Transcribe every line exactly. Leave the pictures behind.

+++ Raw data +++

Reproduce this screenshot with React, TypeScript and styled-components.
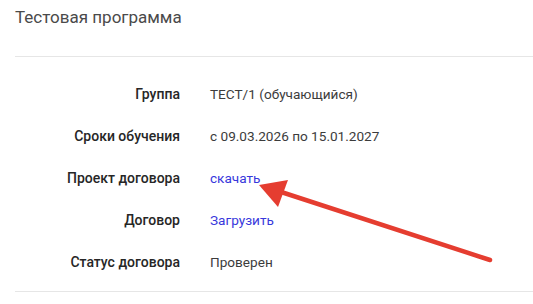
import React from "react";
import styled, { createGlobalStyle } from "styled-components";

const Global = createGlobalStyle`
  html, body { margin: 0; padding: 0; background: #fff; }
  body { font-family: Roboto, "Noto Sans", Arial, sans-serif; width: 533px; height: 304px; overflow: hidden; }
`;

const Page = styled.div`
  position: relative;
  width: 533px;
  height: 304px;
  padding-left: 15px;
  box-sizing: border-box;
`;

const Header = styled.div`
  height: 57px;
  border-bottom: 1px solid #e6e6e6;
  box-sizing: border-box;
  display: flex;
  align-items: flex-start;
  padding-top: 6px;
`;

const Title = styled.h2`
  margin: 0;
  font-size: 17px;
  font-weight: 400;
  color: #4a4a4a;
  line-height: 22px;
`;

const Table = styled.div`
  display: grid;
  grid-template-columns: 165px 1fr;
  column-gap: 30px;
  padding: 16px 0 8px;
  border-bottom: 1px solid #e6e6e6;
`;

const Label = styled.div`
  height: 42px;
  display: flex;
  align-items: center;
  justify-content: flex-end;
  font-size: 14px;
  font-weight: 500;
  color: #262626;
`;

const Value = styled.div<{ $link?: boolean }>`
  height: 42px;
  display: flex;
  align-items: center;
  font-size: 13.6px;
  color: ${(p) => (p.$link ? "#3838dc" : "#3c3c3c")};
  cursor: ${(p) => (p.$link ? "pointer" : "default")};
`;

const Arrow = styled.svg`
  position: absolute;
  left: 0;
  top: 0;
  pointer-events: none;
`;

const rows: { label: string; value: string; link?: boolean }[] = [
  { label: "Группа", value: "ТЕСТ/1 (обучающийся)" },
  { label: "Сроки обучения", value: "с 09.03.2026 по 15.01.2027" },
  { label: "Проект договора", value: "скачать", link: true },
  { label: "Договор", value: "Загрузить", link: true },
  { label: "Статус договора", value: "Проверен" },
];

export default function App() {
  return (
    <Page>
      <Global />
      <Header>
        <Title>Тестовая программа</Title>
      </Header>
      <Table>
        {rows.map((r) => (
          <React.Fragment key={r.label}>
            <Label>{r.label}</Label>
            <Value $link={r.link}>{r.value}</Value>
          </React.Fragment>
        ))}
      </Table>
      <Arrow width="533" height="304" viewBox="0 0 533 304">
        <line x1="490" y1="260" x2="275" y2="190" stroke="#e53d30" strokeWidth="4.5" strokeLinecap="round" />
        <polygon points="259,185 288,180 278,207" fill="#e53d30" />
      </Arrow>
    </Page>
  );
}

+++

■ Output below ■
Reproduce this screenshot with React, TypeScript and styled-components.
import React from "react";
import styled, { createGlobalStyle } from "styled-components";

const Global = createGlobalStyle`
  html, body { margin: 0; padding: 0; background: #fff; }
  body { font-family: Roboto, "Noto Sans", Arial, sans-serif; width: 533px; height: 304px; overflow: hidden; }
`;

const Page = styled.div`
  position: relative;
  width: 533px;
  height: 304px;
  padding-left: 15px;
  box-sizing: border-box;
`;

const Header = styled.div`
  height: 57px;
  border-bottom: 1px solid #e6e6e6;
  box-sizing: border-box;
  display: flex;
  align-items: flex-start;
  padding-top: 6px;
`;

const Title = styled.h2`
  margin: 0;
  font-size: 17px;
  font-weight: 400;
  color: #4a4a4a;
  line-height: 22px;
`;

const Table = styled.div`
  display: grid;
  grid-template-columns: 165px 1fr;
  column-gap: 30px;
  padding: 16px 0 8px;
  border-bottom: 1px solid #e6e6e6;
`;

const Label = styled.div`
  height: 42px;
  display: flex;
  align-items: center;
  justify-content: flex-end;
  font-size: 14px;
  font-weight: 500;
  color: #262626;
`;

const Value = styled.div<{ $link?: boolean }>`
  height: 42px;
  display: flex;
  align-items: center;
  font-size: 13.6px;
  color: ${(p) => (p.$link ? "#3838dc" : "#3c3c3c")};
  cursor: ${(p) => (p.$link ? "pointer" : "default")};
`;

const Arrow = styled.svg`
  position: absolute;
  left: 0;
  top: 0;
  pointer-events: none;
`;

const rows: { label: string; value: string; link?: boolean }[] = [
  { label: "Группа", value: "ТЕСТ/1 (обучающийся)" },
  { label: "Сроки обучения", value: "с 09.03.2026 по 15.01.2027" },
  { label: "Проект договора", value: "скачать", link: true },
  { label: "Договор", value: "Загрузить", link: true },
  { label: "Статус договора", value: "Проверен" },
];

export default function App() {
  return (
    <Page>
      <Global />
      <Header>
        <Title>Тестовая программа</Title>
      </Header>
      <Table>
        {rows.map((r) => (
          <React.Fragment key={r.label}>
            <Label>{r.label}</Label>
            <Value $link={r.link}>{r.value}</Value>
          </React.Fragment>
        ))}
      </Table>
      <Arrow width="533" height="304" viewBox="0 0 533 304">
        <line x1="490" y1="260" x2="275" y2="190" stroke="#e53d30" strokeWidth="4.5" strokeLinecap="round" />
        <polygon points="259,185 288,180 278,207" fill="#e53d30" />
      </Arrow>
    </Page>
  );
}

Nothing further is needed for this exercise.